Speed of the Lens (how wide the maximum aperture is)

illustration of aperture comparison

Depending on where you go and the type of photos you take, you might benefit from a lens with a wider maximum aperture, for example, f/1.8 or f/2.8. Some situations that you might want a lower aperture include:

  • If you will be shooting a lot in low-light situations or at night time.
  • If you are going to a destination where you will be spending a lot of time visiting indoor sites like castles, art galleries, and buildings.
  • If the primary focus of your travel photography is portraits and you would like to create more depth of field in the image.

Lens Stabilization

illustration of camera on a gimbal

Since the Sony a6000 doesn’t have in-body image stabilization, you’ll make your life easier if you make sure the lens you buy has optical image stabilization. This will especially come in handy when you are shooting at slower shutter speeds or when you are using a telephoto lens.

Weather Sealing

illustration of lens weather sealing

You don’t necessarily need this, but it is nice to have just in case the weather turns on you. The thing is that the Sony a6000 is not weather-sealed, so you will still have to find a way to protect your camera body if the weather gets really crazy. A weather-sealed lens is usually a premium feature at a premium price, so just keep that in mind.

Future-Proofing

Depending on where you are in your photography or videography journey, this will be important to you.

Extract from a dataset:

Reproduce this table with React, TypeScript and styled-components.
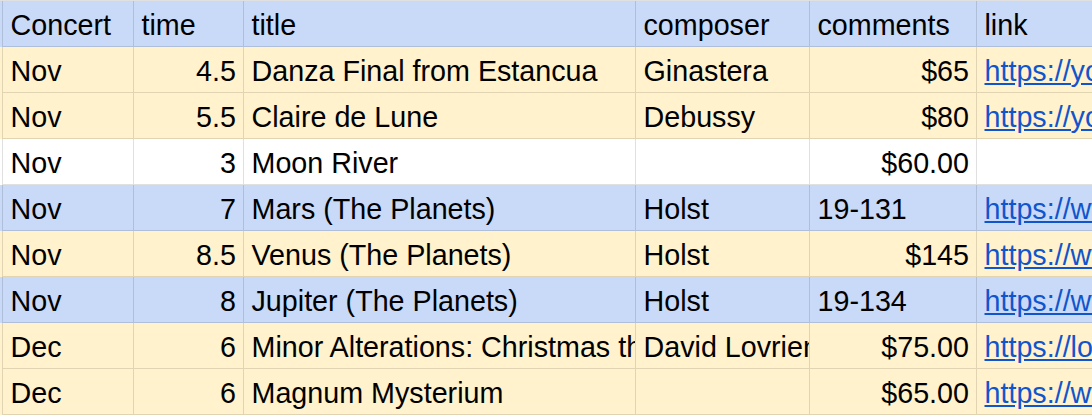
import React from "react";
import styled, { createGlobalStyle } from "styled-components";

type Tone = "header" | "yellow" | "white" | "blue";

type Row = {
  tone: Tone;
  concert: string;
  time: string;
  title: string;
  composer: string;
  comments: string;
  // numbers sit to the right, free text to the left
  commentsRight?: boolean;
  link: string;
};

const rows: Row[] = [
  { tone: "yellow", concert: "Nov", time: "4.5", title: "Danza Final from Estancua", composer: "Ginastera", comments: "$65", commentsRight: true, link: "https://youtu.be/Q2rLJ2pSrUk" },
  { tone: "yellow", concert: "Nov", time: "5.5", title: "Claire de Lune", composer: "Debussy", comments: "$80", commentsRight: true, link: "https://youtu.be/WNcsUNKlAKw" },
  { tone: "white", concert: "Nov", time: "3", title: "Moon River", composer: "", comments: "$60.00", commentsRight: true, link: "" },
  { tone: "blue", concert: "Nov", time: "7", title: "Mars (The Planets)", composer: "Holst", comments: "19-131", link: "https://www.jwpepper.com/Mars" },
  { tone: "yellow", concert: "Nov", time: "8.5", title: "Venus (The Planets)", composer: "Holst", comments: "$145", commentsRight: true, link: "https://www.jwpepper.com/Venus" },
  { tone: "blue", concert: "Nov", time: "8", title: "Jupiter (The Planets)", composer: "Holst", comments: "19-134", link: "https://www.jwpepper.com/Jupiter" },
  { tone: "yellow", concert: "Dec", time: "6", title: "Minor Alterations: Christmas through the Looking Glass", composer: "David Lovrien", comments: "$75.00", commentsRight: true, link: "https://lovrien.com/minor" },
  { tone: "yellow", concert: "Dec", time: "6", title: "Magnum Mysterium", composer: "", comments: "$65.00", commentsRight: true, link: "https://www.jwpepper.com/Magnum" },
];

const tones: Record<Tone, string> = {
  header: "#c9daf8",
  yellow: "#fff2cc",
  white: "#ffffff",
  blue: "#c9daf8",
};

export default function App() {
  return (
    <>
      <GlobalStyle />
      <Sheet>
        <SheetRow $tone="header">
          <Cell>Concert</Cell>
          <Cell>time</Cell>
          <Cell>title</Cell>
          <Cell>composer</Cell>
          <Cell>comments</Cell>
          <Cell>link</Cell>
        </SheetRow>
        {rows.map((row, i) => (
          <SheetRow key={i} $tone={row.tone}>
            <Cell>{row.concert}</Cell>
            <Cell $right>{row.time}</Cell>
            <Cell>{row.title}</Cell>
            <Cell>{row.composer}</Cell>
            <Cell $right={row.commentsRight}>{row.comments}</Cell>
            <Cell>{row.link && <Link href={row.link}>{row.link}</Link>}</Cell>
          </SheetRow>
        ))}
      </Sheet>
    </>
  );
}

const GlobalStyle = createGlobalStyle`
  html, body {
    margin: 0;
    padding: 0;
    background: #ffffff;
    overflow: hidden;
  }
  body {
    font-family: "Liberation Sans", Arial, sans-serif;
  }
`;

const gridLine = "rgba(0, 0, 0, 0.12)";

const Sheet = styled.div`
  width: 1400px;
  border-top: 1px solid ${gridLine};
`;

const SheetRow = styled.div<{ $tone: Tone }>`
  display: grid;
  grid-template-columns: 132px 110px 392px 174px 167px 300px;
  padding-left: 2px;
  height: 46px;
  box-sizing: border-box;
  background: ${(p) => tones[p.$tone]};

  & > div:first-child {
    border-left: 1px solid ${gridLine};
  }
`;

const Cell = styled.div<{ $right?: boolean }>`
  display: flex;
  align-items: flex-end;
  justify-content: ${(p) => (p.$right ? "flex-end" : "flex-start")};
  box-sizing: border-box;
  min-width: 0;
  overflow: hidden;
  white-space: nowrap;
  padding: 0 7px 7.5px 7.5px;
  border-right: 1px solid ${gridLine};
  border-bottom: 1px solid ${gridLine};
  font-size: 28.7px;
  line-height: 28px;
  color: #000000;
`;

const Link = styled.a`
  color: #1155cc;
  text-decoration: underline;
  text-underline-offset: 2px;
`;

If you’re thinking about upgrading to a full-frame Sony camera in the next 1-2 years, you might want to think about investing in a full-frame lens. This is because full-frame lenses still work on the Sony a6000 and you will save money in the long run when you upgrade.

If you do go this route, there are a couple of downsides to keep in mind:

  • Full-frame lenses are usually more expensive than their APS-C counterparts.
  • You will have to take into account the 1.5x crop factor of the Sony a6000. What this means is that if you buy a 24-70mm full-frame lens, it is essentially a 36-105mm equivalent on the Sony a6000.
  • Full-frame lenses are usually bigger and heavier than their APS-C counterparts.

Type of Travel

Lastly, before buying your lens, you should really think about the type of travel that you usually do.

If you go to destinations with a lot of outdoor activities and landscape photography is your primary focus, a telephoto lens with a wide focal range might be a great fit for you. On the other hand, if you primarily travel to cities around the world and love taking street style photos, then a good prime lens might be a better fit for you.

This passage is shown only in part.